__WHAT YOU NEED TO DO__
Find and return each line containing "with".

## BEGIN SUPPLIED INFORMATION

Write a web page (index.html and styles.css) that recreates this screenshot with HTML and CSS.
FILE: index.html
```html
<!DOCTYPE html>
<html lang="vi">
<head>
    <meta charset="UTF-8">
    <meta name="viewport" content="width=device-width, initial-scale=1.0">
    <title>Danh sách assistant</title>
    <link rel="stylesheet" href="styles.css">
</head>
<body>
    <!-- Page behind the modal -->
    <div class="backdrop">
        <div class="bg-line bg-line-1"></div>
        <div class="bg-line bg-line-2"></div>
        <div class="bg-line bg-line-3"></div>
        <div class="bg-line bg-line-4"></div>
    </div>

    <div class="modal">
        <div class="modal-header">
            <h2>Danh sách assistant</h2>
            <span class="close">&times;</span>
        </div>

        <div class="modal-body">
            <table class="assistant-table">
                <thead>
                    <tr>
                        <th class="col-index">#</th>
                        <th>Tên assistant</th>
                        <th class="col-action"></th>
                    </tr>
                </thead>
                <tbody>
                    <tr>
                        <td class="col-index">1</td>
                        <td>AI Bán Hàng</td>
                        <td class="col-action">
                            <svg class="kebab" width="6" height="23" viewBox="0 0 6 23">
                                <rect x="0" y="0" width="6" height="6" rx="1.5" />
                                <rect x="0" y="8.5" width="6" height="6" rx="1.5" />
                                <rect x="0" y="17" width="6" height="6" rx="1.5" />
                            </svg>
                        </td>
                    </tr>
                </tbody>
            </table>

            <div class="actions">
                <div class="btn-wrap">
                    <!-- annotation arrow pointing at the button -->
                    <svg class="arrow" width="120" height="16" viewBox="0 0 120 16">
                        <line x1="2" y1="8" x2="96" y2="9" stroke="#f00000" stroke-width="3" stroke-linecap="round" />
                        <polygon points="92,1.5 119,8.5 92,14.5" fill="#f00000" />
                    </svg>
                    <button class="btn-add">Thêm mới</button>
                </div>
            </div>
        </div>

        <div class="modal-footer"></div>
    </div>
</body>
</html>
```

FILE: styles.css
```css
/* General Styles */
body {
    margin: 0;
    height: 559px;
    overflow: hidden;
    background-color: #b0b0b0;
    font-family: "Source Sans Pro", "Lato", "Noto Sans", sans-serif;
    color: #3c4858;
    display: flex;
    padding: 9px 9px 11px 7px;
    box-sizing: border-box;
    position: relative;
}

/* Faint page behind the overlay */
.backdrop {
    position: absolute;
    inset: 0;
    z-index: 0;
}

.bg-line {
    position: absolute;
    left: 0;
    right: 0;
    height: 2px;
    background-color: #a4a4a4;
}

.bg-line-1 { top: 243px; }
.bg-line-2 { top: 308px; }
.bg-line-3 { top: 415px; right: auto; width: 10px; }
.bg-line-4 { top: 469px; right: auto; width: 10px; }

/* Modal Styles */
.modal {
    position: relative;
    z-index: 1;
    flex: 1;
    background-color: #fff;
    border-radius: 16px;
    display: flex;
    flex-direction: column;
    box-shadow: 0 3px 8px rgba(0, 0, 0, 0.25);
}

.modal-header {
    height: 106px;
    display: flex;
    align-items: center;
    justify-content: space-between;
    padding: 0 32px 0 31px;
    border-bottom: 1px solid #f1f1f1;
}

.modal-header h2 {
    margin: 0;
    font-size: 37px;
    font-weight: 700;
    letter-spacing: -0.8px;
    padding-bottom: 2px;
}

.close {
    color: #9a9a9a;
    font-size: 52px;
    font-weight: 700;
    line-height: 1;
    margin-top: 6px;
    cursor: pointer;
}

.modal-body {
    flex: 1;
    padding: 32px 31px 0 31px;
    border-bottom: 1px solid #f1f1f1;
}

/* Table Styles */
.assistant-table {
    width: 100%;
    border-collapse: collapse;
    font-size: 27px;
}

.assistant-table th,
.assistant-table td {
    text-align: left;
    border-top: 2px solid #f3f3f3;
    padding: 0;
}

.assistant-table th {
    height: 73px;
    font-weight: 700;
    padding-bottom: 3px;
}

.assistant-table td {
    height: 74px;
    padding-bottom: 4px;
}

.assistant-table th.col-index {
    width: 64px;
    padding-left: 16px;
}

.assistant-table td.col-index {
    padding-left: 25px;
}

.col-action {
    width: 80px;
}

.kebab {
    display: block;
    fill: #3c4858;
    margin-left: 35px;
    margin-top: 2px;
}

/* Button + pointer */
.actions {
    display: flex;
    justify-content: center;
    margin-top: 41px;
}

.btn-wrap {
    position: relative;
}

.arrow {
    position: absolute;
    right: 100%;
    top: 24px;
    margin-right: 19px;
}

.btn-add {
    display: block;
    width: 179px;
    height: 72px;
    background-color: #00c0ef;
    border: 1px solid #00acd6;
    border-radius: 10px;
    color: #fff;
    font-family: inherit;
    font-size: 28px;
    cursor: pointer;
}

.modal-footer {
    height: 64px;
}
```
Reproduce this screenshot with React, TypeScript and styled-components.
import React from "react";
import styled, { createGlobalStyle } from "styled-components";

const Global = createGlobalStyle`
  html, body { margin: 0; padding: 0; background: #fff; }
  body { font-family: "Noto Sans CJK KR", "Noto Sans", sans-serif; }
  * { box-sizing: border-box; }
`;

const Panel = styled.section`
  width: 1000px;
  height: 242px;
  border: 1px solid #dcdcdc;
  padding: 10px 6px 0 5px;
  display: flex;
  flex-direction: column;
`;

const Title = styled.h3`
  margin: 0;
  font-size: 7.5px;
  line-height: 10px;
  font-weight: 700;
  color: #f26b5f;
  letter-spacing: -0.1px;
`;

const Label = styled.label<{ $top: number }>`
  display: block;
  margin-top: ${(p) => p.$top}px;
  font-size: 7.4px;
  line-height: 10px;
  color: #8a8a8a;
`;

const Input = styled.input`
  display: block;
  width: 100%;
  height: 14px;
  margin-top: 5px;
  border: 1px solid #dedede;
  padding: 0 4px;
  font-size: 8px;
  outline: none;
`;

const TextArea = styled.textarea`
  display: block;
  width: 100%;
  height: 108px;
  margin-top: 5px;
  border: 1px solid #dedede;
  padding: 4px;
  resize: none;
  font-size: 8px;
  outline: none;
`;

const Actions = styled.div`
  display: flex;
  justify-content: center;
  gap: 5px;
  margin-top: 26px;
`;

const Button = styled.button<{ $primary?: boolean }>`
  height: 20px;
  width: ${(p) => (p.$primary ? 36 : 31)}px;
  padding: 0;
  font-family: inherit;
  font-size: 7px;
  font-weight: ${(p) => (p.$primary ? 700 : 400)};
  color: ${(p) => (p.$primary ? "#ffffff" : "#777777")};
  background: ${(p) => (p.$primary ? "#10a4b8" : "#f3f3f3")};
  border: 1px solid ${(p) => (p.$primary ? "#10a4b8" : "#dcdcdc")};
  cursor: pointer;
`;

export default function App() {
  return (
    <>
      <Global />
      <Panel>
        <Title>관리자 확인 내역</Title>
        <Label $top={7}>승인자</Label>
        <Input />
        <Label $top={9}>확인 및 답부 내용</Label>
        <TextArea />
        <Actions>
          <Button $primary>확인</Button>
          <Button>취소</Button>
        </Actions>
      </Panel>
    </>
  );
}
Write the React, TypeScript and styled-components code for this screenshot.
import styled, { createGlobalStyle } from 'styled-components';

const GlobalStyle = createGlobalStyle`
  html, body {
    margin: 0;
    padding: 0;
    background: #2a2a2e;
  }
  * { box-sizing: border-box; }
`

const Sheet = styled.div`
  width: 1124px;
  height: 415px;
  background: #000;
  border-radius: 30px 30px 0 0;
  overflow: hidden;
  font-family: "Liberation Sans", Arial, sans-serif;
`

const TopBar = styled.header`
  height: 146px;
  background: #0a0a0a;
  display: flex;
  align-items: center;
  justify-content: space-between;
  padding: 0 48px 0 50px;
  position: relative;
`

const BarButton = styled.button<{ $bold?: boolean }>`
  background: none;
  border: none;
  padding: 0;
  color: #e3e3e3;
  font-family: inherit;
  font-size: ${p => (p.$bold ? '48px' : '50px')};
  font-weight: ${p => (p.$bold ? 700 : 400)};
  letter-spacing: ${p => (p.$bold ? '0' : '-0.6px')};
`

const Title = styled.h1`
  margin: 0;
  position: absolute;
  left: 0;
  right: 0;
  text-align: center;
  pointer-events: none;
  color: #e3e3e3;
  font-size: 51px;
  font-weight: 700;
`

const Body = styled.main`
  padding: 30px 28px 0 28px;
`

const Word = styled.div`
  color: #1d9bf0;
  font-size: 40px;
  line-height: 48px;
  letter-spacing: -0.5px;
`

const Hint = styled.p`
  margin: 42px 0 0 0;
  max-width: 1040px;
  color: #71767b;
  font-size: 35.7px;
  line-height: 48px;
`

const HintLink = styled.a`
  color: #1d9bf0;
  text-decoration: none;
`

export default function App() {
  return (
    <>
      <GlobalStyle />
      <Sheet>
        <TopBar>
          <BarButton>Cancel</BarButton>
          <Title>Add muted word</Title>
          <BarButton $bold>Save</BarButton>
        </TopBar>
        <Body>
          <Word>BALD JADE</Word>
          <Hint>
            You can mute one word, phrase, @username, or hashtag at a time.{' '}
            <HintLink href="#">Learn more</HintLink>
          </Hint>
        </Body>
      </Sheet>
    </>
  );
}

## END SUPPLIED INFORMATION

__SOLUTION TO THIS PROBLEM__
Write a web page (index.html and styles.css) that recreates this screenshot with HTML and CSS.
Reproduce this screenshot with React, TypeScript and styled-components.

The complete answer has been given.